While there he became friends with mountain man Wilfred. Wilfred has been there for decades - he is a wood carver, healer, gardener, herbalist, story-teller, bare-footed mountain climber (honest) and a twinkly and insightful guy.

While there, David took us for a visit to Wilfred's gnome-house in the woods. We had homemade elder flower champagne to celebrate.

We also hiked, mud-slogged and canoed into David's old cabin one. There are photos!
More beautiful places to explore! You make it sound wonderful and peaceful.
Aha! The explanation.

Great pics, as usual Gary. But that tree is really my favorite. Bet you've been having a great time.
David sounds cool and Wilfred is fascinating.

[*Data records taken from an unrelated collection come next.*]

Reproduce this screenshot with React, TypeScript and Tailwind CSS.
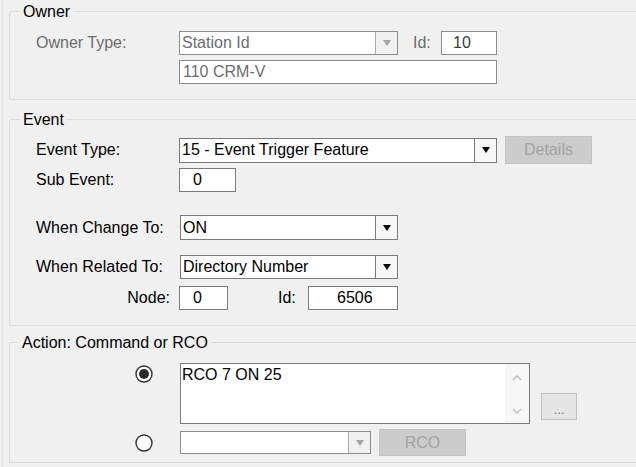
import type { ReactNode } from "react";

function Tri({ color }: { color: string }) {
  return (
    <svg width="8" height="6" viewBox="0 0 8 6">
      <polygon points="0,0 8,0 4,6" fill={color} />
    </svg>
  );
}

function Combo({ className, value, disabled }: { className: string; value: string; disabled?: boolean }) {
  return (
    <div
      className={`flex shrink-0 border bg-white ${disabled ? "border-[#8c8c8c] text-[#6d6d6d]" : "border-[#7a7a7a] text-black"} ${className}`}
    >
      <div className="flex min-w-0 flex-1 items-center pl-[2px]">{value}</div>
      <div
        className={`flex w-[22px] items-center justify-center border-l ${disabled ? "border-[#a8a8a8] bg-[#f0f0f0]" : "border-[#7a7a7a] bg-[#f7f7f7]"}`}
      >
        <Tri color={disabled ? "#a3a3a3" : "#000000"} />
      </div>
    </div>
  );
}

function Field({ className, value, gray }: { className: string; value: string; gray?: boolean }) {
  return (
    <div
      className={`flex shrink-0 items-center border bg-white ${gray ? "border-[#8c8c8c] text-[#6d6d6d]" : "border-[#7a7a7a] text-black"} ${className}`}
    >
      {value}
    </div>
  );
}

function Btn({ className, label }: { className: string; label: string }) {
  return (
    <div
      className={`flex shrink-0 items-center justify-center border border-[#c4c4c4] bg-[#cccccc] text-[#a3a3a3] ${className}`}
    >
      {label}
    </div>
  );
}

function Radio({ checked }: { checked?: boolean }) {
  return (
    <svg width="18" height="18" viewBox="0 0 18 18" className="shrink-0">
      <circle cx="9" cy="9" r="8" fill="#ffffff" stroke="#333333" strokeWidth="1.4" />
      {checked && <circle cx="9" cy="9" r="5" fill="#2b2b2b" />}
    </svg>
  );
}

function Group({ title, className, titleLeft, children }: { title: string; className: string; titleLeft: string; children: ReactNode }) {
  return (
    <div className={`relative w-[640px] shrink-0 rounded-[2px] border border-[#dcdcdc] ${className}`}>
      <span className={`absolute -top-[10px] bg-[#f0f0f0] px-[3px] ${titleLeft}`}>{title}</span>
      {children}
    </div>
  );
}

export default function App() {
  return (
    <div className="flex h-[467px] w-[636px] overflow-hidden bg-[#f0f0f0] font-['Liberation_Sans',Arial,sans-serif] text-[16px] leading-[20px] text-black">
      <div className="w-[2px] shrink-0" />
      <div className="w-px shrink-0 bg-[#e3e3e3]" />
      <div className="flex shrink-0 flex-col pl-[6px] pt-[11px]">
        {/* Owner */}
        <Group title="Owner" titleLeft="left-[10px]" className="pt-[19px] pb-[15px]">
          <div className="flex h-[24px] items-center pl-[26px]">
            <span className="w-[143px] shrink-0 text-[#6d6d6d]">Owner Type:</span>
            <Combo className="h-[24px] w-[219px]" value="Station Id" disabled />
            <span className="ml-[15px] w-[28px] shrink-0 text-[#6d6d6d]">Id:</span>
            <Field className="h-[24px] w-[56px] pl-[11px] !text-[#3c3c3c]" value="10" gray />
          </div>
          <div className="mt-[5px] flex pl-[169px]">
            <Field className="h-[24px] w-[318px] pl-[3px]" value="110 CRM-V" gray />
          </div>
        </Group>

        {/* Event */}
        <Group title="Event" titleLeft="left-[10px]" className="mt-[19px] pt-[16px] pb-[15px]">
          <div className="flex h-[28px] items-center pl-[26px]">
            <span className="w-[143px] shrink-0">Event Type:</span>
            <Combo className="h-[25px] w-[318px]" value="15 - Event Trigger Feature" />
            <Btn className="ml-[8px] h-[28px] w-[87px]" label="Details" />
          </div>
          <div className="mt-[4px] flex h-[24px] items-center pl-[26px]">
            <span className="w-[143px] shrink-0">Sub Event:</span>
            <Field className="h-[24px] w-[57px] pl-[13px]" value="0" />
          </div>
          <div className="mt-[23px] flex h-[25px] items-center pl-[26px]">
            <span className="w-[144px] shrink-0">When Change To:</span>
            <Combo className="h-[25px] w-[218px]" value="ON" />
          </div>
          <div className="mt-[15px] flex h-[24px] items-center pl-[26px]">
            <span className="w-[144px] shrink-0">When Related To:</span>
            <Combo className="h-[24px] w-[218px]" value="Directory Number" />
          </div>
          <div className="mt-[7px] flex h-[24px] items-center pl-[26px]">
            <span className="w-[143px] shrink-0 pr-[9px] text-right">Node:</span>
            <Field className="h-[24px] w-[49px] pl-[13px]" value="0" />
            <span className="ml-[50px] w-[30px] shrink-0">Id:</span>
            <Field className="h-[24px] w-[90px] pl-[28px]" value="6506" />
          </div>
        </Group>

        {/* Action */}
        <Group title="Action: Command or RCO" titleLeft="left-[9px]" className="mt-[16px] pt-[20px] pb-[6px]">
          <div className="flex items-start pl-[125px]">
            <div className="mt-[2px]">
              <Radio checked />
            </div>
            <div className="ml-[27px] flex h-[61px] w-[350px] shrink-0 border border-[#7a7a7a] bg-white">
              <div className="flex-1 pl-[1px] pt-[1px]">RCO 7 ON 25</div>
              <div className="flex w-[24px] flex-col items-center justify-between bg-[#f7f7f7] pt-[11px] pb-[9px]">
                <svg width="10" height="6" viewBox="0 0 10 6">
                  <polyline points="1,5 5,1 9,5" fill="none" stroke="#c2c2c2" strokeWidth="1.5" />
                </svg>
                <svg width="10" height="6" viewBox="0 0 10 6">
                  <polyline points="1,1 5,5 9,1" fill="none" stroke="#c2c2c2" strokeWidth="1.5" />
                </svg>
              </div>
            </div>
            <div className="ml-[11px] mt-[30px] flex h-[27px] w-[36px] shrink-0 items-end justify-center border border-[#c0c0c0] bg-[#e5e5e5] pb-[3px] text-[13px] leading-[13px] text-[#707070]">
              ...
            </div>
          </div>
          <div className="mt-[5px] flex h-[27px] items-center pl-[125px]">
            <Radio />
            <Combo className="ml-[27px] h-[23px] w-[191px]" value="" disabled />
            <Btn className="ml-[8px] h-[27px] w-[87px]" label="RCO" />
          </div>
        </Group>
      </div>
    </div>
  );
}
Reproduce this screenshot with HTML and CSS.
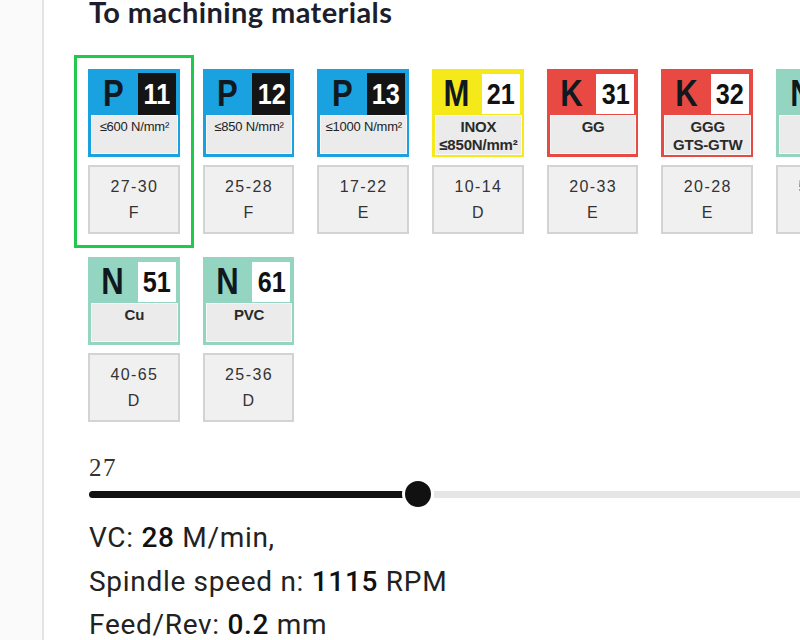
FILE: index.html
```html
<!DOCTYPE html>
<html lang="en">
<head>
<meta charset="utf-8">
<title>Machining materials</title>
<link rel="stylesheet" href="styles.css">
</head>
<body>
<div class="page">
  <aside class="rail"></aside>
  <main class="content">
    <h2 class="title">To machining materials</h2>
    <div class="grid">
      <div class="tile selected">
        <div class="badge badge-p">
          <div class="badge-top"><span class="letter"><span class="glyph">P</span></span><span class="num num-dark"><span class="glyph">11</span></span></div>
          <div class="panel"><span class="spec">≤600 N/mm²</span></div>
        </div>
        <div class="range"><span>27-30</span><span>F</span></div>
      </div>
      <div class="tile">
        <div class="badge badge-p">
          <div class="badge-top"><span class="letter"><span class="glyph">P</span></span><span class="num num-dark"><span class="glyph">12</span></span></div>
          <div class="panel"><span class="spec">≤850 N/mm²</span></div>
        </div>
        <div class="range"><span>25-28</span><span>F</span></div>
      </div>
      <div class="tile">
        <div class="badge badge-p">
          <div class="badge-top"><span class="letter"><span class="glyph">P</span></span><span class="num num-dark"><span class="glyph">13</span></span></div>
          <div class="panel"><span class="spec">≤1000 N/mm²</span></div>
        </div>
        <div class="range"><span>17-22</span><span>E</span></div>
      </div>
      <div class="tile">
        <div class="badge badge-m">
          <div class="badge-top"><span class="letter"><span class="glyph">M</span></span><span class="num"><span class="glyph">21</span></span></div>
          <div class="panel"><span class="name">INOX</span><span class="name">≤850N/mm²</span></div>
        </div>
        <div class="range"><span>10-14</span><span>D</span></div>
      </div>
      <div class="tile">
        <div class="badge badge-k">
          <div class="badge-top"><span class="letter"><span class="glyph">K</span></span><span class="num"><span class="glyph">31</span></span></div>
          <div class="panel"><span class="name">GG</span></div>
        </div>
        <div class="range"><span>20-33</span><span>E</span></div>
      </div>
      <div class="tile">
        <div class="badge badge-k">
          <div class="badge-top"><span class="letter"><span class="glyph">K</span></span><span class="num"><span class="glyph">32</span></span></div>
          <div class="panel"><span class="name">GGG</span><span class="name">GTS-GTW</span></div>
        </div>
        <div class="range"><span>20-28</span><span>E</span></div>
      </div>
      <div class="tile">
        <div class="badge badge-n">
          <div class="badge-top"><span class="letter"><span class="glyph">N</span></span><span class="num"><span class="glyph">41</span></span></div>
          <div class="panel"><span class="name">Al</span></div>
        </div>
        <div class="range"><span>50-80</span><span>D</span></div>
      </div>
      <div class="tile">
        <div class="badge badge-n">
          <div class="badge-top"><span class="letter"><span class="glyph">N</span></span><span class="num"><span class="glyph">51</span></span></div>
          <div class="panel"><span class="name">Cu</span></div>
        </div>
        <div class="range"><span>40-65</span><span>D</span></div>
      </div>
      <div class="tile">
        <div class="badge badge-n">
          <div class="badge-top"><span class="letter"><span class="glyph">N</span></span><span class="num"><span class="glyph">61</span></span></div>
          <div class="panel"><span class="name">PVC</span></div>
        </div>
        <div class="range"><span>25-36</span><span>D</span></div>
      </div>
    </div>

    <div class="slider">
      <div class="slider-value">27</div>
      <div class="track">
        <div class="fill" style="width:316px"></div>
        <div class="thumb"></div>
        <div class="rest"></div>
      </div>
    </div>

    <div class="results">
      <p class="result">VC: <b>28</b> M/min,</p>
      <p class="result">Spindle speed n: <b>1115</b> RPM</p>
      <p class="result">Feed/Rev: <b>0.2</b> mm</p>
    </div>
  </main>
</div>
</body>
</html>
```

FILE: styles.css
```css
html, body {
  margin: 0;
  padding: 0;
  background: #ffffff;
  overflow: hidden;
}

.page {
  display: flex;
  width: 800px;
  height: 640px;
  overflow: hidden;
}

.rail {
  flex: 0 0 42px;
  background: #fafafa;
  border-right: 2px solid #e4e4e4;
}

.content {
  flex: 1 0 auto;
  padding-left: 44px;
  min-width: 0;
}

.title {
  margin: -3px 0 0 1px;
  font-family: Lato, "Open Sans", sans-serif;
  font-weight: 700;
  font-size: 29px;
  line-height: 30px;
  letter-spacing: 0.4px;
  color: #1d1d2b;
}

.grid {
  display: grid;
  grid-template-columns: repeat(7, 91.7px);
  column-gap: 23px;
  row-gap: 23px;
  margin-top: 42px;
  width: 780px;
}

.tile {
  display: flex;
  flex-direction: column;
  gap: 8px;
}

.tile.selected {
  outline: 3px solid #1fc94b;
  outline-offset: 11px;
}

.badge {
  height: 88px;
  box-sizing: border-box;
  padding: 4px 2px 3px 2px;
  display: flex;
  flex-direction: column;
}

.badge-p { background: #1aa1e0; }
.badge-m { background: #f6e91a; }
.badge-k { background: #e84a43; }
.badge-n { background: #93d5c1; }

.badge-top {
  height: 42px;
  display: flex;
  align-items: center;
}

.glyph {
  display: inline-block;
  transform: scaleX(0.84);
}

.letter {
  flex: 1;
  text-align: center;
  font-family: "Liberation Sans", Arial, sans-serif;
  font-weight: 700;
  font-size: 37px;
  line-height: 42px;
  color: #101820;
  padding-right: 2px;
}

.num {
  width: 38px;
  height: 40px;
  margin-right: 2px;
  background: #ffffff;
  color: #111111;
  font-family: "Liberation Sans", Arial, sans-serif;
  font-weight: 700;
  font-size: 30px;
  line-height: 40px;
  text-align: center;
}

.num-dark {
  height: 42px;
  line-height: 42px;
  background: #141414;
  color: #ffffff;
}

.panel {
  flex: 1;
  margin-left: 1px;
  background: #ebebeb;
  border: 1px solid rgba(255, 255, 255, 0.6);
  display: flex;
  flex-direction: column;
  align-items: center;
  padding-top: 2px;
}

.spec {
  font-family: "Liberation Sans", Arial, sans-serif;
  font-size: 13px;
  line-height: 18px;
  color: #222222;
  letter-spacing: -0.2px;
}

.name {
  font-family: "Liberation Sans", Arial, sans-serif;
  font-weight: 700;
  font-size: 15px;
  line-height: 18px;
  color: #2a2a2a;
  letter-spacing: -0.2px;
}

.range {
  height: 69px;
  box-sizing: border-box;
  background: #f0f0f0;
  border: 2px solid #d3d3d3;
  display: flex;
  flex-direction: column;
  align-items: center;
  justify-content: center;
  font-family: "Liberation Sans", Arial, sans-serif;
  font-size: 16px;
  line-height: 26px;
  color: #333333;
  letter-spacing: 1.4px;
  padding-left: 1px;
}

.slider {
  margin-top: 34px;
  margin-left: 1px;
}

.slider-value {
  font-family: "Liberation Serif", "Times New Roman", serif;
  font-size: 25px;
  line-height: 24px;
  letter-spacing: 1.5px;
  color: #333333;
}

.track {
  display: flex;
  align-items: center;
  height: 32px;
  margin-top: -2px;
}

.fill {
  height: 7px;
  background: #111111;
  border-radius: 4px 0 0 4px;
}

.thumb {
  width: 26px;
  height: 26px;
  border-radius: 50%;
  background: #111111;
  border: 3px solid #ffffff;
  margin-left: -3px;
  flex: 0 0 auto;
}

.rest {
  flex: 1;
  height: 7px;
  background: #e6e6e6;
}

.results {
  margin-top: 6px;
  margin-left: 1px;
}

.result {
  margin: 0;
  font-family: Roboto, "Liberation Sans", sans-serif;
  font-size: 28px;
  line-height: 43.5px;
  letter-spacing: 0.7px;
  color: #222222;
}

.result b {
  font-weight: 500;
  color: #111111;
}
```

The Haida people sound very interesting, too. How much of their culture have they retained?

Good stuff, G.
Yes, excellent photos.
But tell us more about the champagne. Does it taste much like the scent, or is it remarkably different?
Makes me feel like brewing something....
A fascinating post of a beautiful but sorrowful place.
Best wishes
I have been absent for too long due to kids' holidays being at home and me having no down time to be online in peace.
WOW. That does sound like an awesome place to visit (I always loved the haida art and at the natural museum in Ottawa, well across the river in Gatineau, they had at one time a haida house built that used no nails whatsoever. it was beautiful. And speaking of which.. what an AWEsome Tree picture! Straight out of some fantasy book, or harry potter or lord of the rings.. now that is a tree to speak to...I love that picture!